In the winter of 1417, a book hunter named Poggio Bracciolini ventures to a remote monastery in search of forgotten ancient Greek and Roman manuscripts.  After convincing the monks to let him peruse their dusty shelves, Poggio makes what is perhaps his greatest find — Lucretius’ ancient poem On the Nature of Things.

The book had been lost to history for more than a thousand years.  In it, Lucretius spoke of ideas that were both astonishing and dangerous in the 1400s. He said everything was made of atoms, and that after death, there was no heaven.

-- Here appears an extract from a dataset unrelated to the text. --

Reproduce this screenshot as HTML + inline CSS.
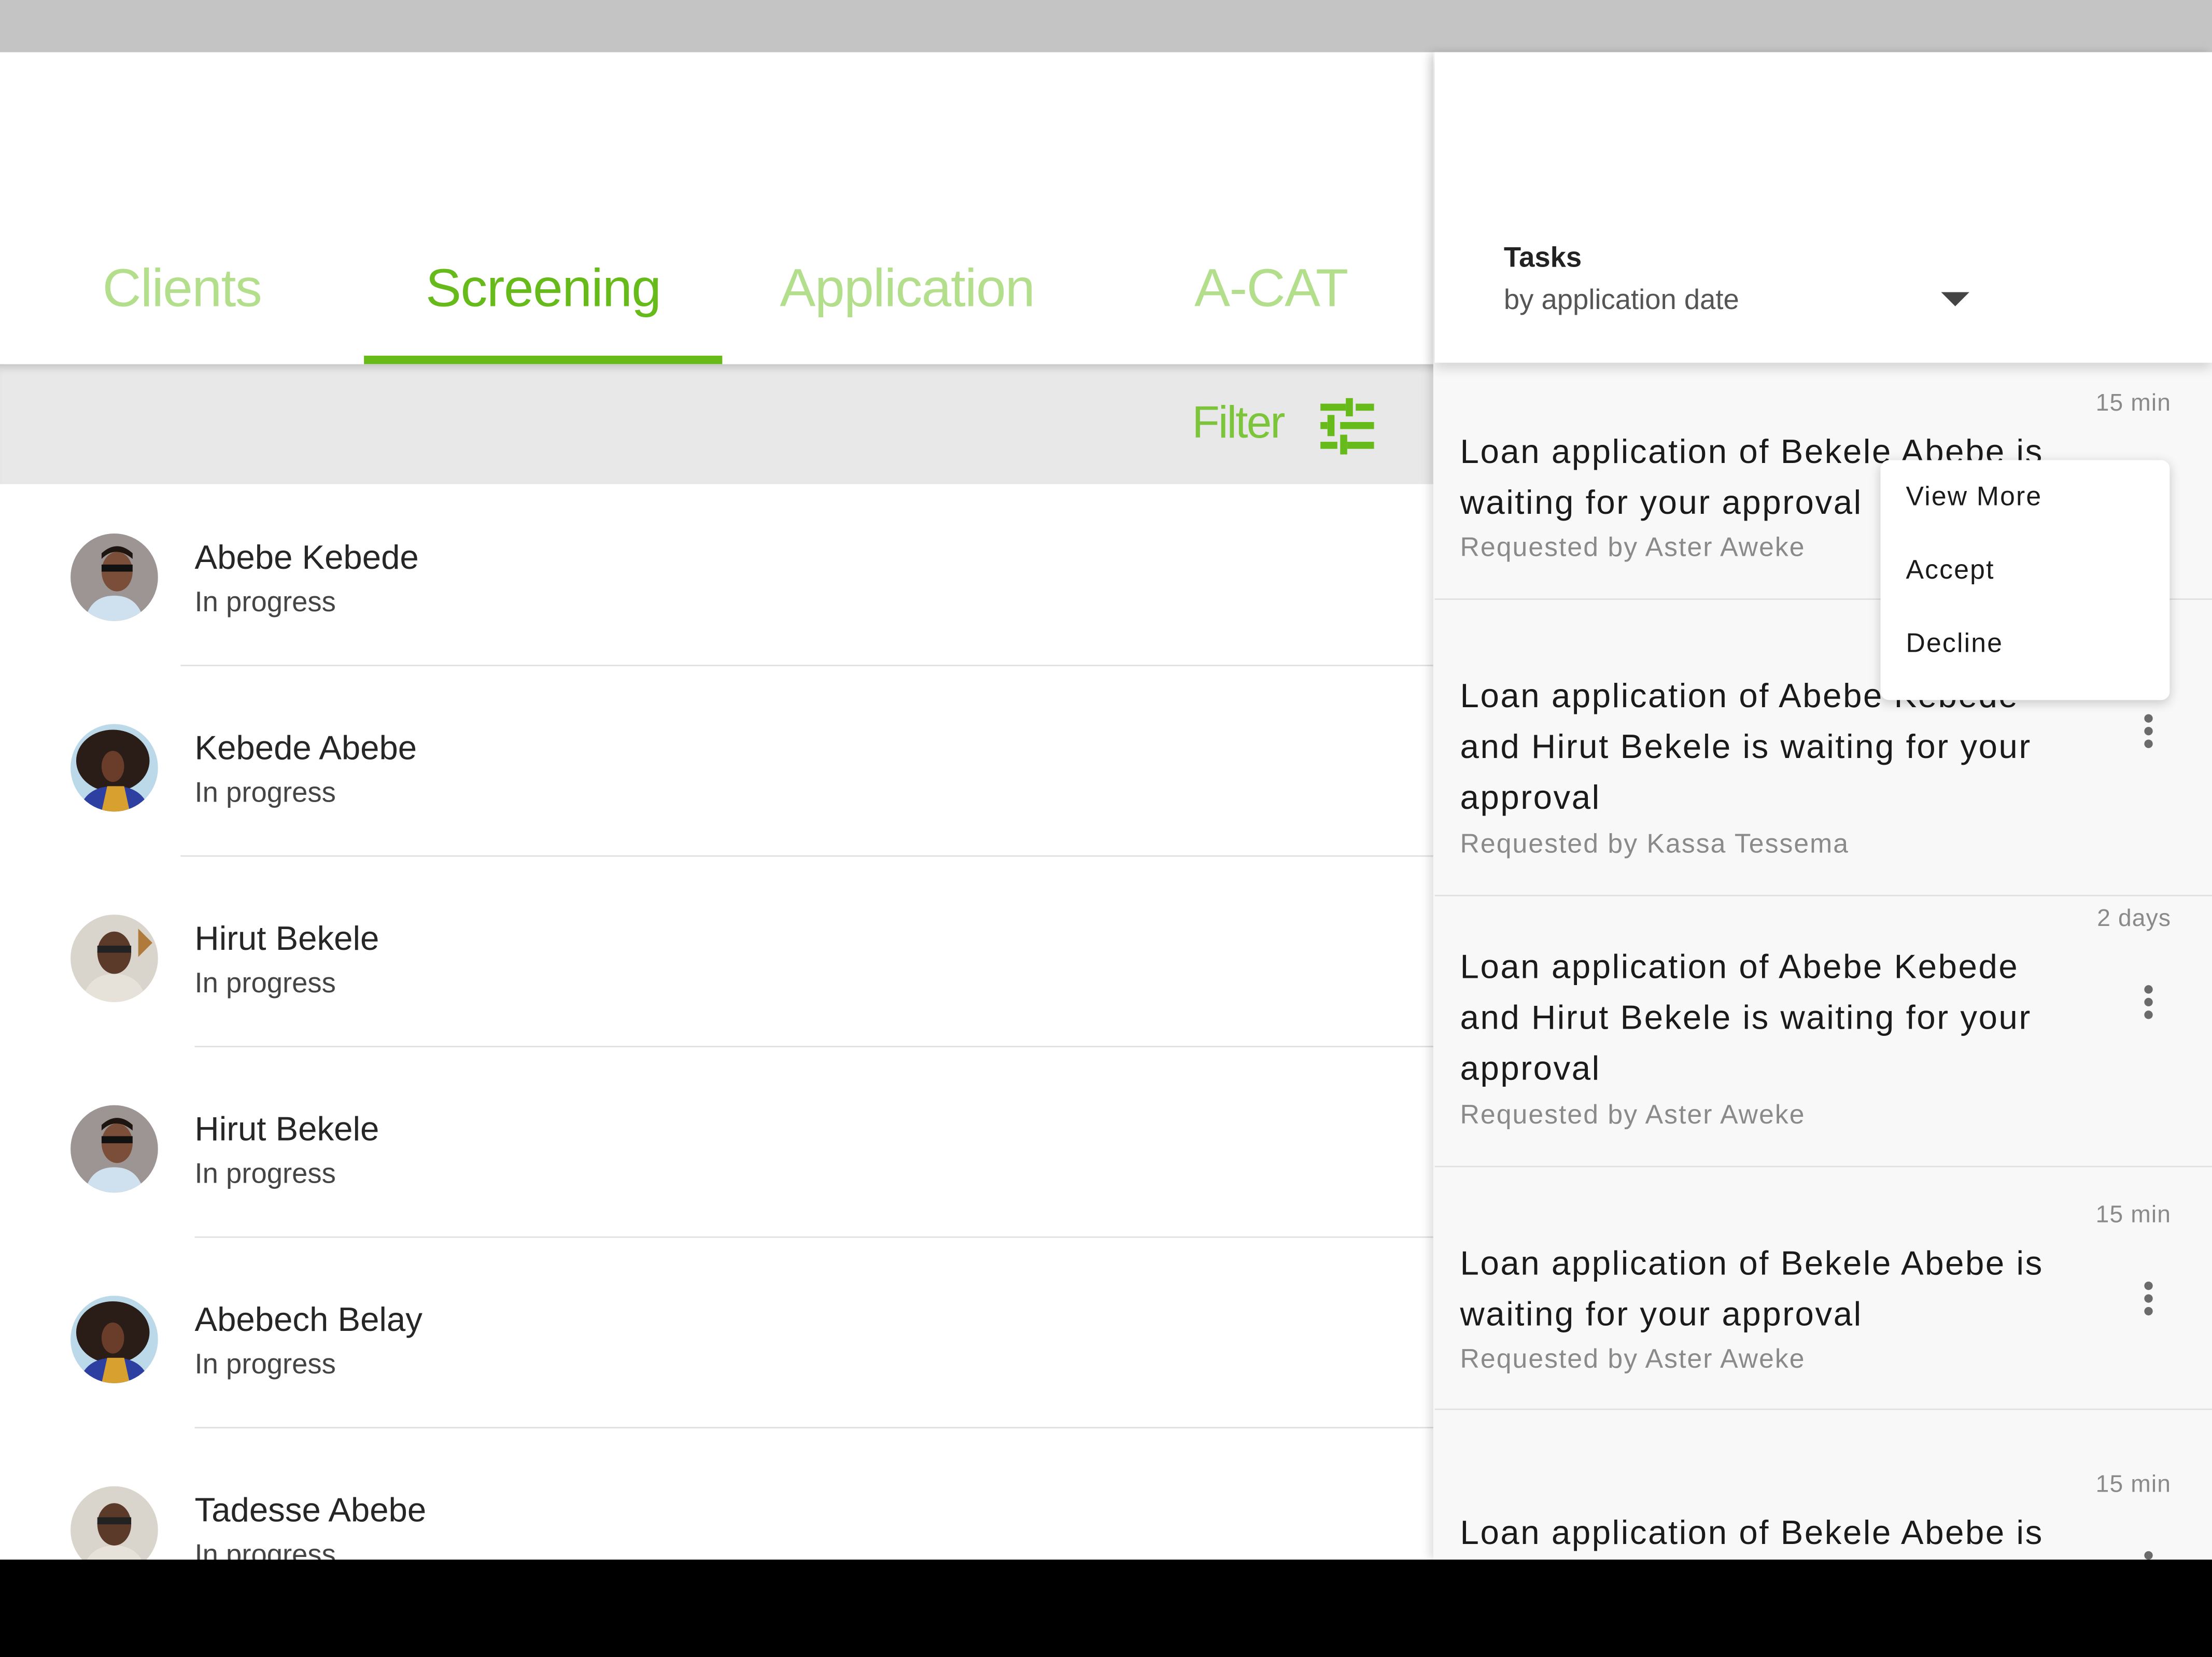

Poggio, who became one of the greatest book hunters of the age, knew this was an extraordinary book, and had it hastily copied. Greenblatt argues that discovery of ancient texts like this one helped hasten the start of the renaissance. Many great thinkers since that time have been profoundly influenced by the reading of On the Nature of Things – from Montaigne to Thomas Jefferson and Einstein.

Greenblatt is a serious academic, but he is also an agile writer. The Swerve isn’t meant for just those who live in ivory towers. In fact, it’s written for the masses. For this book, he chooses a much different style, but the same intellect shines through. The book has it all — intrigue, mystery, danger, humour and above all, much food for thought.

Thanks to my mother-in-law for throwing another swerve into my life.

Heather Allen is a writer and reader living in Penticton.